Em junho de 1981, alguns meses após a greve, o Comitê de Greve publicou um livreto contando a história da greve, suas reivindicações, suas formas de organização e seu aprendizado. As fotos que publicamos nesse artigo as retiramos dele, assim como também nele se encontram as características dos Comitês de Luta que M. Tragtemberg cita ao final dessa parte que publicamos de seu texto.
A reprodução do texto de Maurício Tragtemberg é organizada por Emiliano Aquino, publicada por Revista A Comuna - Revista de Crítica Social, 10-12-2020.
O problema do socialismo coloca-se ante a existência real da luta de classes entre exploradores e explorados, entre opressores e oprimidos. Socialismo implica auto-organização, associação, autogestão operária.
A autogestão não é um objetivo da sociedade capitalista, seja na forma do capitalismo privado, seja na forma livre-concorrencial, monopolista ou estatal. Ela significa que o proletariado e os assalariados em geral gerem por si mesmos suas lutas, através das quais se conscientizam de que podem administrar a produção e criar formas novas de organização do trabalho. Em suma, que podem colocar em prática a “democracia operária”.
O predomínio da autogestão nos campos econômicos, social e político manifesta-se sempre que os trabalhadores aparecem como sujeitos revolucionários. São os períodos de ascensão dos movimentos de massas que tomaram forma na Comuna de Paris de 1871, na Revolução Russa de 1917, na Guerra Civil Espanhola de 1936, nas rebeliões de 1918 na Hungria e na criação do sindicato Solidariedade (1978) na Polônia.
A causa motriz desses movimentos sociais foi a luta contra a exploração, fosse praticada pelo capital privado fosse pelo capitalismo de Estado.

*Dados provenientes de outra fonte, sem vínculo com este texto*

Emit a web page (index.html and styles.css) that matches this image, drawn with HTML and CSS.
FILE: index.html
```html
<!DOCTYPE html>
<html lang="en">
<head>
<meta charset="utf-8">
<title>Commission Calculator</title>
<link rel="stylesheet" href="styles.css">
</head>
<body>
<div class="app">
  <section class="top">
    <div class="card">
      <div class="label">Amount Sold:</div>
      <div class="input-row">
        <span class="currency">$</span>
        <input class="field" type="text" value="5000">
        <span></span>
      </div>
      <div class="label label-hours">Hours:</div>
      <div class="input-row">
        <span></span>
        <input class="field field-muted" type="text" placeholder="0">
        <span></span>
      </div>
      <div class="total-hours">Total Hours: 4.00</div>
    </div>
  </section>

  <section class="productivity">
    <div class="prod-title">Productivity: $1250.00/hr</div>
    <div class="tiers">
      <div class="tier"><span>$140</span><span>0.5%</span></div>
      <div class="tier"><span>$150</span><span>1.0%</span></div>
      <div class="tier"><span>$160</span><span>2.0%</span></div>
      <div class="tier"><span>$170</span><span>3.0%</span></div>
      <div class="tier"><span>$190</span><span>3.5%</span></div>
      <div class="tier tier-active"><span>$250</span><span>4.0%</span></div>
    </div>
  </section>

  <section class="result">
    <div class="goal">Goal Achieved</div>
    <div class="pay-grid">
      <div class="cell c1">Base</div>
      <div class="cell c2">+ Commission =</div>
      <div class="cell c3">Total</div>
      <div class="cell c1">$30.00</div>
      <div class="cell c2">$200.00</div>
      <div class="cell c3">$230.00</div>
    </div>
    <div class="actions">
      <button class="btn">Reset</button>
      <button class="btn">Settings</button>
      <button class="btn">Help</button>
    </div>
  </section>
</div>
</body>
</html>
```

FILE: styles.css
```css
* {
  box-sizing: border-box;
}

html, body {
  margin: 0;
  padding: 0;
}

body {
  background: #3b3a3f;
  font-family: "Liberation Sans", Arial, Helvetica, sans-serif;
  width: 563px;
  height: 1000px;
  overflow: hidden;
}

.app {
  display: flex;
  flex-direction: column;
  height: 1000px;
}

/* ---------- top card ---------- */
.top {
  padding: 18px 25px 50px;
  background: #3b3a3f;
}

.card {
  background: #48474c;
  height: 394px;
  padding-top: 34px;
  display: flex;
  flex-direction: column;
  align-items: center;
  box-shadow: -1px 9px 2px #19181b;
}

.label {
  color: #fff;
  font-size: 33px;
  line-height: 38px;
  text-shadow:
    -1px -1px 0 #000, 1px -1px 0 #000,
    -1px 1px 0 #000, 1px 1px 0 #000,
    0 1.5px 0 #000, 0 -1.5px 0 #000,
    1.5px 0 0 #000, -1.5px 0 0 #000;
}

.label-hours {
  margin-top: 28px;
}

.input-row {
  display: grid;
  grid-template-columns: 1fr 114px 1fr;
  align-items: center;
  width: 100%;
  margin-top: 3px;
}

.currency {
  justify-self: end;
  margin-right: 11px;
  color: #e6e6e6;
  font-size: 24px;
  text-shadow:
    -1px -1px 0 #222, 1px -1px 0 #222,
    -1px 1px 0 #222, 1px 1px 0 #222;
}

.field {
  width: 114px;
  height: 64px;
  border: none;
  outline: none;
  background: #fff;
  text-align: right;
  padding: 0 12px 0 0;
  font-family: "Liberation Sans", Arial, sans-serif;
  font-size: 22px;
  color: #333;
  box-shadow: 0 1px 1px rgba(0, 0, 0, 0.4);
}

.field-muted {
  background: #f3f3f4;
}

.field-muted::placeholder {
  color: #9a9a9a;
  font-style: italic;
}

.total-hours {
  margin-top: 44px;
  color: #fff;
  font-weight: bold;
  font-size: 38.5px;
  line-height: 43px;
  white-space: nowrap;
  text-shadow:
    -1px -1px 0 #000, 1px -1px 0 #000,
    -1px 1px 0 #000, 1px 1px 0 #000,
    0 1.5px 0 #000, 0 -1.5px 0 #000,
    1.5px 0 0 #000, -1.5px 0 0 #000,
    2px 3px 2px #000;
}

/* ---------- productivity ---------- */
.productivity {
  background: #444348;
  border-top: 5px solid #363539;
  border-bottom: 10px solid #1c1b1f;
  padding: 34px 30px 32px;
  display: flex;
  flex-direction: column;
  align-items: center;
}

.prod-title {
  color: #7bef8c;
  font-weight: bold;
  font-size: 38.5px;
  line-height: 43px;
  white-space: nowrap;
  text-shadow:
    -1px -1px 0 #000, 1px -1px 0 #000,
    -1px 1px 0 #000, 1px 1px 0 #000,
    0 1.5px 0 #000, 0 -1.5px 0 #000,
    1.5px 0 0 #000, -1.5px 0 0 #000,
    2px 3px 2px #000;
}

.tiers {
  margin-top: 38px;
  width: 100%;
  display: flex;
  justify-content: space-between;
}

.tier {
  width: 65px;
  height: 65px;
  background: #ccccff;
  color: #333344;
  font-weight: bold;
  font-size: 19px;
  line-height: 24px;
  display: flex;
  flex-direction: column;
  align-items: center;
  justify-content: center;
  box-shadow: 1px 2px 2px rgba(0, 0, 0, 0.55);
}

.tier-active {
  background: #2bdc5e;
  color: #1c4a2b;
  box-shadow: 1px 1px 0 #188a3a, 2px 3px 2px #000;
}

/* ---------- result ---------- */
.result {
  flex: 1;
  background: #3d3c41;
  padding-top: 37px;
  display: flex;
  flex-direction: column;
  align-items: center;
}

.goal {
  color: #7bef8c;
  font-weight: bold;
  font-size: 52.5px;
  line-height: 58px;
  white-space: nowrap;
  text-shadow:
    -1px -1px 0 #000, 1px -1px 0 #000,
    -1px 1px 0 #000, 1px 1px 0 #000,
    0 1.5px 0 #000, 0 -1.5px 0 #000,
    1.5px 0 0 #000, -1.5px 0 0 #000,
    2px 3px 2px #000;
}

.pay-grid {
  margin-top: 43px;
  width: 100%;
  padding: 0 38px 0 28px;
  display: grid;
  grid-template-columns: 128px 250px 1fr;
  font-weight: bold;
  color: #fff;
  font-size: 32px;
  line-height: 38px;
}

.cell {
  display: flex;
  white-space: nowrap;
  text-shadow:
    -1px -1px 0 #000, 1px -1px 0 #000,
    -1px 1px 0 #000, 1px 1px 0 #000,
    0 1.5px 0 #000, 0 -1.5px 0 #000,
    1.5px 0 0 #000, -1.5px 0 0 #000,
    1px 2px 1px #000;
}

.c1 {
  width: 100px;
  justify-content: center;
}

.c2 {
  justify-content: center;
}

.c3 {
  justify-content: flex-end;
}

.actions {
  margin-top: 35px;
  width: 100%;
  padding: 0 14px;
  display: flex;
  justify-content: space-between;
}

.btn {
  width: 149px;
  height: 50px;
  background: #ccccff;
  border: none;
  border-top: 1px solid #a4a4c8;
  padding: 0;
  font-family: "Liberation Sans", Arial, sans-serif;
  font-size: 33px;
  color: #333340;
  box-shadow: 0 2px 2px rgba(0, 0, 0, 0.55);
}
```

O caráter anticapitalista e socialista da luta operária não se mostra simplesmente nas reivindicações colocadas em pauta, mas também no fato de o proletariado, no processo da luta, criar “organizações horizontais”, igualitárias – comitês de greve, comissões de fábrica, conselhos operários.
O que corrói o capitalismo é a criação dessas organizações, pois elas negam o verticalismo dos organismos existentes, seja o Estado, o partido ou o sindicato. Estes são despojados de sua finalidade de controle da mão-de-obra através da ação direta dos trabalhadores.

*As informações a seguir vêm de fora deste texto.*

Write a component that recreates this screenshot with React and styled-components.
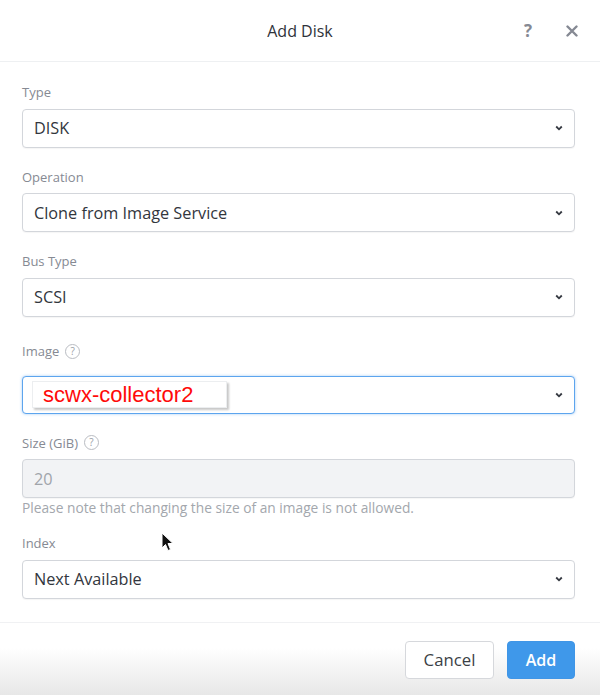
import React from "react";
import styled, { createGlobalStyle } from "styled-components";

const Global = createGlobalStyle`
  html, body { margin: 0; padding: 0; background: #fff; }
  body { font-family: "Open Sans", "Liberation Sans", sans-serif; color: #32363d; }
  * { box-sizing: border-box; }
`;

const Dialog = styled.div`
  width: 600px;
  height: 695px;
  display: flex;
  flex-direction: column;
  position: relative;
  background: #fff;
  overflow: hidden;
`;

const Header = styled.div`
  height: 62px;
  display: grid;
  grid-template-columns: 1fr auto 1fr;
  align-items: center;
  border-bottom: 1px solid #eef0f2;
  padding: 0 22px;
`;

const Title = styled.div`
  grid-column: 2;
  font-size: 16px;
  color: #2f333a;
`;

const HeaderActions = styled.div`
  grid-column: 3;
  justify-self: end;
  display: flex;
  align-items: center;
  gap: 34px;
`;

const IconButton = styled.span`
  font-size: 17px;
  font-weight: 700;
  color: #858993;
  line-height: 1;
  display: flex;
  align-items: center;
`;

const Body = styled.div`
  padding: 22px 25px 23px 22px;
  display: flex;
  flex-direction: column;
  border-bottom: 1px solid #f0f1f3;
`;

const Field = styled.div`
  display: flex;
  flex-direction: column;
  margin-bottom: ${(p) => p.$mb ?? 21}px;
`;

const Label = styled.div`
  height: 16px;
  font-size: 13px;
  line-height: 16px;
  color: #868a93;
  display: flex;
  align-items: center;
  gap: 6px;
  margin-top: ${(p) => p.$mt ?? 0}px;
  margin-bottom: ${(p) => p.$mb ?? 8.5}px;
`;

const Help = styled.span`
  width: 15px;
  height: 15px;
  border: 1px solid #b9bcc2;
  border-radius: 50%;
  font-size: 10px;
  line-height: 13px;
  text-align: center;
  color: #9a9ea5;
`;

const SelectBox = styled.div`
  height: ${(p) => p.$h ?? 39}px;
  border: 1px solid ${(p) => (p.$focus ? "#5da5ee" : "#d3d6db")};
  box-shadow: ${(p) => (p.$focus ? "0 0 3px rgba(90,160,235,0.55)" : "0 1px 1px rgba(0,0,0,0.04)")};
  border-radius: 4px;
  background: ${(p) => (p.$disabled ? "#f2f3f5" : "#fff")};
  display: flex;
  align-items: center;
  padding: 0 11px 0 ${(p) => p.$pl ?? 11}px;
  font-size: 16.25px;
  color: ${(p) => (p.$disabled ? "#a0a4aa" : "#32363d")};
`;

const Value = styled.span`
  flex: 1;
`;

const Chevron = () => (
  <svg width="8" height="6" viewBox="0 0 8 6">
    <path d="M1.2 1.5 L4 4.3 L6.8 1.5" fill="none" stroke="#353941" strokeWidth="1.8" />
  </svg>
);

const PastedTag = styled.span`
  height: 27px;
  width: 195px;
  background: #fff;
  box-shadow: 2px 2px 2px rgba(0, 0, 0, 0.22);
  border: 1px solid #eceef0;
  font-family: "Liberation Sans", Arial, sans-serif;
  font-size: 22px;
  color: #ff0a0a;
  display: flex;
  align-items: center;
  padding-left: 10px;
`;

const Note = styled.div`
  font-size: 13.75px;
  color: #a3a7ad;
  line-height: 16px;
  margin-top: 2px;
  margin-bottom: 19px;
`;

const Footer = styled.div`
  flex: 1;
  display: flex;
  justify-content: flex-end;
  align-items: flex-start;
  gap: 13px;
  padding: 18px 25px 0 0;
  background: linear-gradient(to bottom, #ffffff 35%, #e7e7e7 100%);
`;

const Button = styled.button`
  height: 38px;
  width: ${(p) => p.$w}px;
  border-radius: 4px;
  font-family: "Open Sans", "Liberation Sans", sans-serif;
  font-size: ${(p) => (p.$primary ? 16 : 16.75)}px;
  cursor: pointer;
  border: 1px solid ${(p) => (p.$primary ? "#3f95e6" : "#d6d8dc")};
  background: ${(p) => (p.$primary ? "#3f98ea" : "#fff")};
  color: ${(p) => (p.$primary ? "#fff" : "#3b3f46")};
  font-weight: ${(p) => (p.$primary ? 600 : 400)};
`;

const Cursor = styled.svg`
  position: absolute;
  left: 161px;
  top: 532px;
`;

function Select({ value, children, ...rest }) {
  return (
    <SelectBox {...rest}>
      <Value>{children ?? value}</Value>
      <Chevron />
    </SelectBox>
  );
}

export default function App() {
  return (
    <>
      <Global />
      <Dialog>
        <Header>
          <Title>Add Disk</Title>
          <HeaderActions>
            <IconButton>?</IconButton>
            <IconButton>
              <svg width="12" height="12" viewBox="0 0 12 12">
                <path d="M1.5 1.5 L10.5 10.5 M10.5 1.5 L1.5 10.5" stroke="#858993" strokeWidth="2.4" strokeLinecap="round" />
              </svg>
            </IconButton>
          </HeaderActions>
        </Header>
        <Body>
          <Field>
            <Label>Type</Label>
            <Select value="DISK" />
          </Field>
          <Field>
            <Label>Operation</Label>
            <Select value="Clone from Image Service" />
          </Field>
          <Field>
            <Label>Bus Type</Label>
            <Select value="SCSI" />
          </Field>
          <Field>
            <Label $mt={5.5} $mb={16.5}>
              Image <Help>?</Help>
            </Label>
            <Select $focus $h={38} $pl={9}>
              <PastedTag>scwx-collector2</PastedTag>
            </Select>
          </Field>
          <Field $mb={0}>
            <Label>
              Size (GiB) <Help>?</Help>
            </Label>
            <SelectBox $disabled>20</SelectBox>
          </Field>
          <Note>Please note that changing the size of an image is not allowed.</Note>
          <Field $mb={0}>
            <Label>Index</Label>
            <Select value="Next Available" />
          </Field>
        </Body>
        <Footer>
          <Button $w={89}>Cancel</Button>
          <Button $w={68} $primary>
            Add
          </Button>
        </Footer>
        <Cursor width="16" height="22" viewBox="0 0 16 22">
          <path d="M1 1 L1 16 L4.5 12.5 L7 18.5 L9.5 17.5 L7 11.5 L12 11.5 Z" fill="#111" stroke="#fff" strokeWidth="1" />
        </Cursor>
      </Dialog>
    </>
  );
}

Por mediação das instituições criadas no processo político-social, a classe operária possui a autogestão das suas lutas, ficando, portanto, decisão e a execução em mãos dos trabalhadores.
Assim, socialismo é entendido aqui como o regime onde a autogestão operária extingue o Estado como órgão separado e acima da sociedade, elimina o administrador dirigente da empresa em nome do capital e, ao mesmo tempo, elimina o intermediário político, isto é, o “político profissional”.
Por sua ação direta, os trabalhadores têm condição de desencadear um processo de greve, ocupar o local de trabalho e reorganizar o processo de produção no mesmo nível das relações que estabelecem entre si no processo de luta.
É nesse sentido que eles unificam a luta econômica e a luta política, estruturando a produção e abolindo as hierarquias existentes na fábrica e a divisão tradicional do trabalho.
A articulação dessas formas de luta operária que unificam pensamento e ação representa a prática da proposta socialista. Pode-se dizer que a luta operária é revolucionária pelas formas de auto-organização que cria, igualitárias, coletivas, onde as relações de hierarquia verticais, a submissão ou a dependência estão excluídas.
Criando instituições autogeridas por meio de sua práxis, a classe operária abre espaços onde as novas formas econômicas podem se realizar. Nesse sentido é inegável a contribuição de Marx para uma maior conscientização da importância da auto-organização dos trabalhadores como meio e fim, visando um projeto socialista.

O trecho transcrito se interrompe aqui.